A pair of Cambridge University students have taken the crowdfunding route to try to commercialize a smarter kind of pill box. They’re looking to raise £30,000 ($48,000) via Kickstarter to turn their Bluetooth connected Memo Box prototype, developed over the past two years, into a shipping product.

The pill box links up to the owner’s smartphone so that usage can be monitored, allowing the companion Android or iOS app to flag when the user has left home without the pillbox, for instance. The Memo Box also tracks the times when it is opened — using that data to feed a learning algorithm so it can determine or even predict whether the owner has missed a dose and remind them via an alert.

Co-founder Meichen Lu argues this offers a more intelligent reminder than a static alarm, since the alarm won’t sound if the user opened the box at around the time they were due to take a dose. So should be less annoying.

The assumption is that Memo Box owners will only open the box in order to take a dose, so the optional intelligent alarm feature is not foolproof if the user forgets to swallow the pill after getting it out of the box — but may help with general reminders for less essential pill taking, such as dietary supplements.

“We recommend it’s usage for dietary supplement only as the gain in convenience trade-off well with probability of error. It’s a Bayesian model predicting the probability that you took the medicine when you accessed Memo Box and getting occasional feedbacks from you,” explains Lu. “For example, if it predicts that, when you access Memo, as ‘small probability event’ for second time (open Memo 1 hr in advance of your schedule), model is shifted to think that it is a more probable event. It occasionally [asks for] user’s feedback (a single click of confirmation) when the evolution of the model is a bit more drastic.”

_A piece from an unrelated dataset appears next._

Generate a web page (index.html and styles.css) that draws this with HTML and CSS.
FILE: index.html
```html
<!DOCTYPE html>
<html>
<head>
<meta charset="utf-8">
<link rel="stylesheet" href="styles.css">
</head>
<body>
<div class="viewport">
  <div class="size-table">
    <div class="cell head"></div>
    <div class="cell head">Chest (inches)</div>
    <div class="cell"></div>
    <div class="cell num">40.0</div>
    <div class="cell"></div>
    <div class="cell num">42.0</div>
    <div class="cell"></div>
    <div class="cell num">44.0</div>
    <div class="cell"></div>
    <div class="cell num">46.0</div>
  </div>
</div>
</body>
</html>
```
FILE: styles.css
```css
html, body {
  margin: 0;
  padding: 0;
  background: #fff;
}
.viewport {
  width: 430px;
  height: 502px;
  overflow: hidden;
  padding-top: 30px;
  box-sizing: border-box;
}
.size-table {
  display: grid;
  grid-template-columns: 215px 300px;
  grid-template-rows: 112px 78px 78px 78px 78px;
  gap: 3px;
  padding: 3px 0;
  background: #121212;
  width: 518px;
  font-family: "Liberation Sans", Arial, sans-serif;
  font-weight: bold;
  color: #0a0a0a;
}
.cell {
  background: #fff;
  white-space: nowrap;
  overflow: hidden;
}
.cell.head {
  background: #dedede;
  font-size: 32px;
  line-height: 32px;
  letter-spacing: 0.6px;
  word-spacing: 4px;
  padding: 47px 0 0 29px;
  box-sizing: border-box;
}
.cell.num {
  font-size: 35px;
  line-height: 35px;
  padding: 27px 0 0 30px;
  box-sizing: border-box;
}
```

It can also warn against double dosing, since it can remind you if you recently opened the pill box so may have taken your dose already. And, since it’s connected to the Internet, alerts about missed doses can be pushed out to others — so that, for instance, a family member could monitor whether their loved one has remembered to take their medicine.

The duo behind Memo Box made a conscious decision that ‘less is more’ on the sensing hardware front, opting to focus on developing learning algorithms that utilize probability to predict whether medicine has been taken, rather than trying to pinpoint usage with “expensive and power hungry sensors”.

“The tradeoff of putting power hungry and expensive (and often unreliable) sensors for a few percent increases in probability of making the right prediction is not worth it,” says Lu. “We have learnt so much about manufacturing in the last two years that we now cringe at the idea of using sensor that is not very well battle tested. We want to build something that we would use it ourselves and not something that over promises and under delivers.”

The Memo Box also includes a button on the exterior that, when pressed, will display the next pills the user is scheduled to take within the app, as a neat reminder.

The interior of the box has been designed to take various types of pills and medicines, including loose pills, blister packs, and small ampules or eye drops. Larger versions of the Memo Box may be created if the crowdfunding project hits a stretch goal. Users will be asked to vote on larger designs that could also accommodate inhalers and insulin pens if more than £350,000 is raised via the crowdfunding campaign.

The Memo Box starts at £25 to early Kickstarter backers, with an estimated shipping schedule of next May if it makes its funding goal. At the time of writing the team has raised just over £1,250 from 45 backers, with 43 days left on their campaign.